Monday, January 28, 2013

The "Memorial Day for Greek Jewish Martyrs and Heroes of the Holocaust" was commemorated in Thessaloniki on January 27, with an event at Eleftherias Square. This was the site where, in July 1942, 9,000 Jewish males aged between 18 and 45, were ordered to gather and register with Nazi officials.

The event was used to publicly humiliate the Jews and put them through physical strain. From those lists composed over a period of five days, men were selected and sent to various labour camps around Greece. In March 1943, the majority of Thessaloniki Jews were shipped to Auschwitz – most of them never to return.

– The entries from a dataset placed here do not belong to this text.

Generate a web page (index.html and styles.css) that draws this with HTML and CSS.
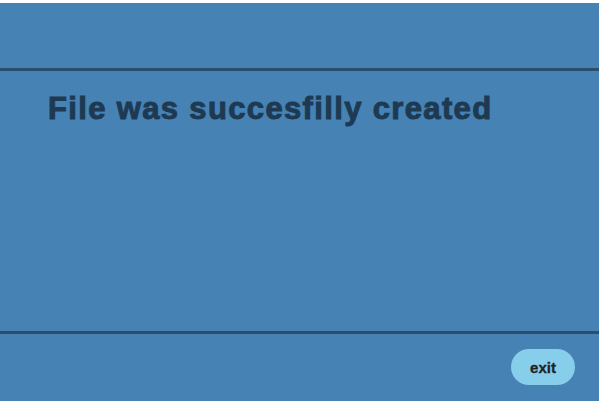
FILE: index.html
```html
<!DOCTYPE html>
<html lang="en">
<head>
<meta charset="utf-8">
<title>File created</title>
<link rel="stylesheet" href="styles.css">
</head>
<body>
<div class="app">
  <header class="top"></header>
  <main class="content">
    <h1 class="title">File was succesfilly created</h1>
  </main>
  <footer class="bottom">
    <button class="exit-btn" type="button">exit</button>
  </footer>
</div>
</body>
</html>
```

FILE: styles.css
```css
html, body {
  margin: 0;
  padding: 0;
  background: #ffffff;
  height: 100%;
}

body {
  padding-top: 3px;
  box-sizing: border-box;
  font-family: "Liberation Sans", Arial, sans-serif;
}

.app {
  display: flex;
  flex-direction: column;
  height: 398px;
  background: #4682b4;
}

.top {
  height: 68px;
  flex: none;
  box-sizing: border-box;
  border-bottom: 3px solid #2a4e6c;
}

.content {
  height: 263px;
  flex: none;
  box-sizing: border-box;
  border-bottom: 3px solid #2a4e6c;
  padding: 20px 0 0 48px;
}

.title {
  margin: 0;
  font-size: 31px;
  line-height: 36px;
  font-weight: bold;
  letter-spacing: 1.35px;
  -webkit-text-stroke: 1px #1e3a52;
  color: #1e3a52;
}

.bottom {
  flex: 1;
  display: flex;
  justify-content: flex-end;
  align-items: flex-start;
  padding: 15px 24px 0 0;
}

.exit-btn {
  width: 64px;
  height: 36px;
  border: none;
  border-radius: 18px;
  background: #87ceeb;
  color: #222222;
  font-family: "Liberation Sans", Arial, sans-serif;
  font-weight: bold;
  font-size: 15px;
  -webkit-text-stroke: 0.3px #222222;
  padding: 0;
  cursor: pointer;
}
```
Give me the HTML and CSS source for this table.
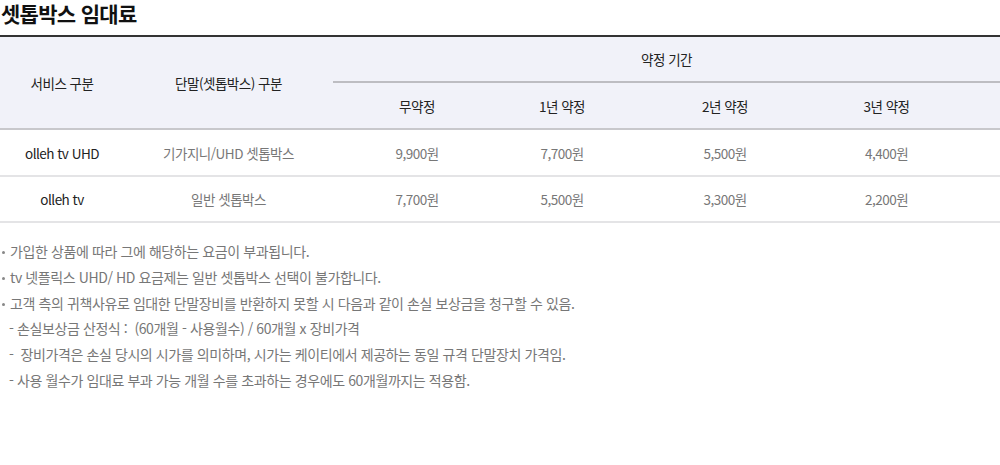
FILE: index.html
```html
<!DOCTYPE html>
<html lang="ko">
<head>
<meta charset="utf-8">
<title>셋톱박스 임대료</title>
<link rel="stylesheet" href="styles.css">
</head>
<body>
<div class="page">
  <h2 class="title">셋톱박스 임대료</h2>
  <table class="fee">
    <colgroup>
      <col class="c1"><col class="c2"><col class="c3"><col class="c4"><col class="c5"><col class="c6">
    </colgroup>
    <thead>
      <tr class="hr1">
        <th rowspan="2">서비스 구분</th>
        <th rowspan="2">단말(셋톱박스) 구분</th>
        <th colspan="4" class="period">약정 기간</th>
      </tr>
      <tr class="hr2">
        <th>무약정</th>
        <th>1년 약정</th>
        <th>2년 약정</th>
        <th class="last">3년 약정</th>
      </tr>
    </thead>
    <tbody>
      <tr>
        <td class="svc">olleh tv UHD</td>
        <td>기가지니/UHD 셋톱박스</td>
        <td>9,900원</td>
        <td>7,700원</td>
        <td>5,500원</td>
        <td class="last">4,400원</td>
      </tr>
      <tr>
        <td class="svc">olleh tv</td>
        <td>일반 셋톱박스</td>
        <td>7,700원</td>
        <td>5,500원</td>
        <td>3,300원</td>
        <td class="last">2,200원</td>
      </tr>
    </tbody>
  </table>
  <ul class="notes">
    <li class="dot">가입한 상품에 따라 그에 해당하는 요금이 부과됩니다.</li>
    <li class="dot">tv 넷플릭스 UHD/ HD 요금제는 일반 셋톱박스 선택이 불가합니다.</li>
    <li class="dot">고객 측의 귀책사유로 임대한 단말장비를 반환하지 못할 시 다음과 같이 손실 보상금을 청구할 수 있음.</li>
    <li class="dash">- 손실보상금 산정식 :  (60개월 - 사용월수) / 60개월 x 장비가격</li>
    <li class="dash">-  장비가격은 손실 당시의 시가를 의미하며, 시가는 케이티에서 제공하는 동일 규격 단말장치 가격임.</li>
    <li class="dash">- 사용 월수가 임대료 부과 가능 개월 수를 초과하는 경우에도 60개월까지는 적용함.</li>
  </ul>
</div>
</body>
</html>
```

FILE: styles.css
```css
* { box-sizing: border-box; }
html, body { margin: 0; padding: 0; background: #fff; }
body {
  font-family: "Noto Sans CJK KR", "Noto Sans", sans-serif;
  color: #222;
  width: 1000px;
}
.page { padding: 0; }
.title {
  margin: 0;
  height: 35px;
  font-size: 21px;
  font-weight: 700;
  line-height: 26px;
  letter-spacing: -0.7px;
  color: #111;
  padding-left: 1px;
}
.fee {
  width: 1000px;
  border-collapse: collapse;
  table-layout: fixed;
  border-top: 2px solid #333;
  font-size: 13.5px;
  letter-spacing: -0.5px;
}
.c1 { width: 124px; }
.c2 { width: 209px; }
.c3 { width: 168px; }
.c4 { width: 122px; }
.c5 { width: 204px; }
.c6 { width: 173px; }
.fee thead th {
  background: #f1f2f9;
  font-weight: 400;
  color: #222;
  text-align: center;
  padding: 0;
}
.hr1 th { height: 46px; }
.hr1 th[rowspan] { border-bottom: 2px solid #c8c8cc; }
.hr1 .period { border-bottom: 2px solid #bdbdc2; }
.hr2 th { height: 47px; border-bottom: 2px solid #c8c8cc; }
.fee .last { padding-right: 54px; }
.fee tbody td {
  text-align: center;
  color: #777;
  padding: 0;
  height: 46px;
  border-bottom: 2px solid #e4e4e6;
}
.fee tbody tr:first-child td { height: 47px; }
.fee tbody td.svc { color: #222; }
.notes {
  list-style: none;
  margin: 16px 0 0;
  padding: 0;
  font-size: 14px;
  letter-spacing: -0.4px;
  color: #777;
}
.notes li {
  line-height: 25.8px;
  white-space: pre;
}
.notes li.dot { padding-left: 10px; position: relative; }
.notes li.dot::before {
  content: "";
  position: absolute;
  left: 2px;
  top: 12px;
  width: 3px;
  height: 3px;
  border-radius: 50%;
  background: #888;
}
.notes li.dash { padding-left: 9px; }
```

The International Holocaust Remembrance Day, which marks the anniversary of Auschwitz-Birkenau's liberation by Soviet troops, was adopted by the Greek parliament in 2004 by a unanimous decision. Speakers at the event included the minister of Macedonia-Thrace, the prefect of Central Macedonia, the Mayor of Thessaloniki, the ambassador of Israel, the president of the Central Jewish Council of Greece and the Thessaloniki Jewish community. 
  • In search of Thessaloniki’s "kehilot" 
According to the census data and records of the time, at the beginning of 1917, the centre of Thessaloniki hosted 52 Kehilot (Jewish parishes). The devastating fire of 1917 destroyed the greatest part of the Kehilot, along with several synagogues and other Jewish public buildings.


These "invisible" monuments of the Jewish legacy are the object of a new exhibition at the Jewish Museum of Thessaloniki, which was inaugurated on January 27. The exhibition, titled A city in search of its kehilot, was based on an extensive survey of property deeds and old maps, pinpointing these lost monuments on modern city maps.